【日暈と幻日:長野県北アルプス大町市】2018.6.2
日暈:長野県北アルプス爺ガ岳登山口付近から 2018年5月20日撮影
本来は毎日のように地球上のどこかで発生しているにも関わらず、空を仰ぎ見ることが少ないので滅多にお目にかかれない自然現象ってありますよね。そんな自然現象の一つの日暈と幻日を5月20日に撮影しました。
その日は朝から北アルプスに入って、チョウの撮影をしていました。いつになく空には筋雲が浮かんでいます。筋雲は5000メートルから1万5000メートルもの高さにある氷の結晶でできた雲で、とっても綺麗です。でもこういう日って寒いんですよ。
撮影が一段落して、爺ガ岳登山口まで来た午後3時過ぎです。西の北アルプスに沈んでいく太陽の周りに日傘ができています。上の画像がそれですが、日暈(にちうん)、別名ハロと言います。針ノ木岳の北側にあるスバリ岳(2.752m)と赤沢岳(2.678m)の稜線の上部に浮かんでいます。この位置からは針ノ木岳(2.821m)は見えませんが、左側の山に隠れています。
ハロの視半径の角度は、9度、18度、20度、35度、46度などと、バリエーションが豊富なのだそうです。一番よく見ることのできるのは22度ハロだそうです。上の大きな円のハロは、恐らくその一般的なハロなのだろうと思います。今回もFXフォーマットの一眼レフカメラに、北アルプスの上の太陽と日暈(ハロ)を、画像いっぱいに何とか入れることができました。

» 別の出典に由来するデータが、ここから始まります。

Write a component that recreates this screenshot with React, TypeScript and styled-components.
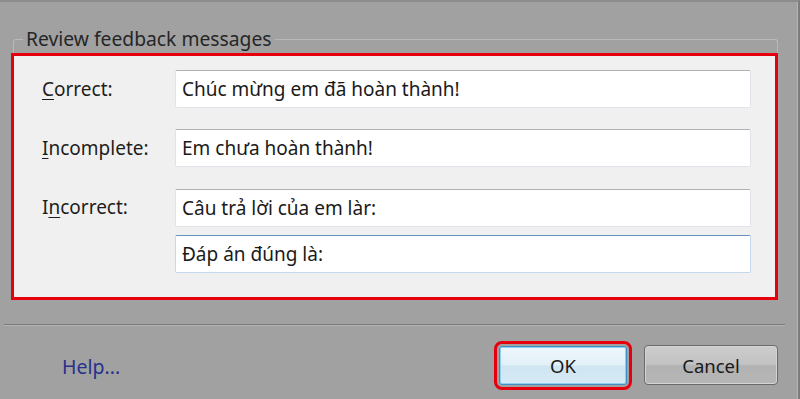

次に面白いことをしてみました。これは上の画像と違い、目をつぶって撮影しています。太陽をファインダー越しに直視できないからです。
日暈:長野県北アルプス爺ガ岳登山口付近から 2018年5月20日撮影
何だか青い目の太陽ににらまれているように感じませんか?
実際に生じていた青さではありません。太陽を画面に入れながら撮影すると、よくゴーストができてしまいます。【カラフルなゴースト現象:長野県北アルプス】2017.7.28で扱ったようにです。
そのゴーストを斜め横に生じさせないように、真正面の角度で太陽に向かいました。そうしたら青いゴーストが太陽の周りに発生したという訳です。
当然太陽を直視できないので、熱だけで太陽を感知し、目をつぶって撮影します。何とも馬鹿げたことをして撮影していますが、面白くてしばらくやめられません。
この後、一旦この場所を引き上げ、ちょっと気になっていたアサギマダラに出会えないだろうかと、場所を鹿島槍ヶ岳(2.889m)の登山口に移します。
そこでは残念ながらアサギマダラには出会えませんでしたが、アサギマダラの幼虫の食草イケマで、卵を見つけることが出来ました。南から北上しているアサギマダラは、もう北アルプスに来て産卵していたのですね。
ここに来て幸いでしたが、鹿島槍ヶ岳登山道ではもっと珍しい現象を見るができました。太陽の左側にできた幻日です。太陽の左側に見えるので左幻日です。幻日は太陽とほぼ同じ高度にできるそうで、太陽側が赤くなるそうです。なので、幻日だけをアップした画像を見たら、赤い位置が左右どちらにあるか注意して見てください。赤の位置で太陽の方向がわかるなんて面白いですね。
夕方などには太陽高度が低くなるので見つけやすいです。夕方西の空を見るとたまに見つけることが出来ますよ。今回は時間は午後4時半ちょっと過ぎでした。
下の画像で幻日は、画面左側にある小さな虹色の部分です。たまたまですが、太陽のすぐ左側にも色のついた雲が見えますね。これに関しては私は分りません。
幻日:長野県北アルプス鹿島槍ヶ岳登山口付近から 2018年5月20日撮影
幻日:長野県北アルプス鹿島槍ヶ岳登山口付近から 2018年5月20日撮影
幻日を肉眼で見ることが出来た時間は、ほんの1分程度でした。この撮影を最後に幻日だけが消えました。これが幻日の現実です。以前にも写真に撮ろうと車を止め、カメラで感度やらシャッタースピードを合わせている間にどんどん光彩が薄くなり、ほんのわずかの間に消えてしまった経験があります。そんなものかも知れませんね。
幻日:長野県北アルプス鹿島槍ヶ岳登山口付近から 2018年5月20日撮影
皆さんも時々空を見上げてみてください。素敵な自然現象に出会えますように。